Reputation: 11
For example, there is a code like
<tag1 blablablah>sometext<i>sometext</i>sometext<i>sometext</i>sometext</tag1>
What I want to do is make it like
<tag1 blablablah>sometext<XXX><i></XXX>sometext<XXX></i></XXX>sometext<XXX><i></XXX>sometext<XXX></i></XXX>sometext</tag1>
I am using regex for searching (it works with Notepad++ and Python's re.compile function too)
(<tag1[^>]*>.*?)(<[^>]*>.*?)(.*?</tag1>)
And for replacing (it works with re.sub too)
\1<XXX>\2</XXX>\3
BUT it finds and change only the first occurrence not all off them...
<tag1 blablablah>sometext<XXX><i></XXX>sometext</i>sometext<i>sometext</i>sometext</tag1>
Can anyone help me with this?
Upvotes: 1
Views: 181
Reputation: 2548
try changing your pattern like this
(<tag1[^>]*>).*?(<[^>]+>).*?(</tag1>)
Upvotes: 0
Reputation: 1538
The problem is avoiding the first and the last tags.
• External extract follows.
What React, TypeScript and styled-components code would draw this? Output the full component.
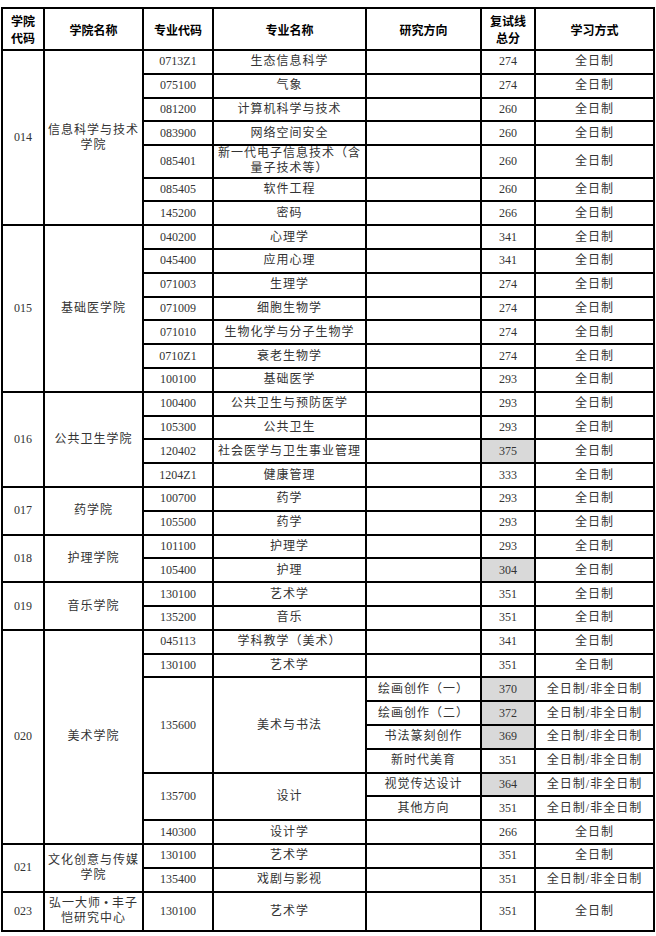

If you split them up, then it's pretty simple:
s = '<tag1 blablablah>sometext<i>sometext</i>sometext<i>sometext</i>sometext</tag1>'
start, end = s.find('>') + 1, s.rfind('<')
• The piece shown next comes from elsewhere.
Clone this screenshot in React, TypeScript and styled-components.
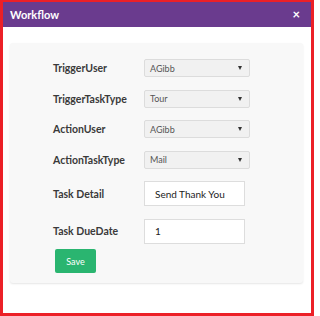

s_list = [s[:start], s[start:end], s[end:]]
s_list[1] = re.sub(r'(<[^>]*>)', r'<XXX>\1</XXX>', s_list[1])
print ''.join(s_list)
It's not a one-liner, though.
Alternatively, you can do this:
print re.sub(r'([^(^<)])(<[^>]*>(?!$))', r'\1<XXX>\2</XXX>', s)
Note that this only works if your outermost tags are at the start and the end of the string.
Upvotes: 0
Reputation: 11182
Try this
<((?:[a-z]+:)?[a-z]\w+)\b[^<>]+?>(.+)</\1>
Explanation
"
< # Match the character “<” literally
( # Match the regular expression below and capture its match into backreference number 1
(?: # Match the regular expression below
[a-z] # Match a single character in the range between “a” and “z”
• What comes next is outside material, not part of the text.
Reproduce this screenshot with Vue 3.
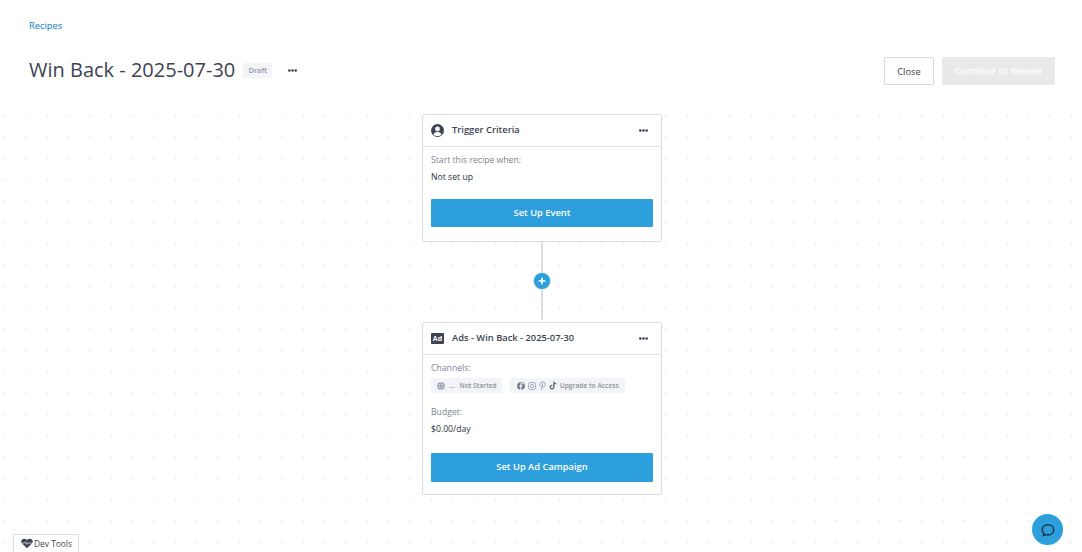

+ # Between one and unlimited times, as many times as possible, giving back as needed (greedy)
: # Match the character “:” literally
)? # Between zero and one times, as many times as possible, giving back as needed (greedy)
[a-z] # Match a single character in the range between “a” and “z”
\w # Match a single character that is a “word character” (letters, digits, and underscores)
+ # Between one and unlimited times, as many times as possible, giving back as needed (greedy)
)
\b # Assert position at a word boundary
[^<>] # Match a single character NOT present in the list “<>”
+? # Between one and unlimited times, as few times as possible, expanding as needed (lazy)
> # Match the character “>” literally
( # Match the regular expression below and capture its match into backreference number 2
. # Match any single character that is not a line break character
+ # Between one and unlimited times, as many times as possible, giving back as needed (greedy)
)
</ # Match the characters “</” literally
\1 # Match the same text as most recently matched by capturing group number 1
> # Match the character “>” literally
"
Upvotes: 2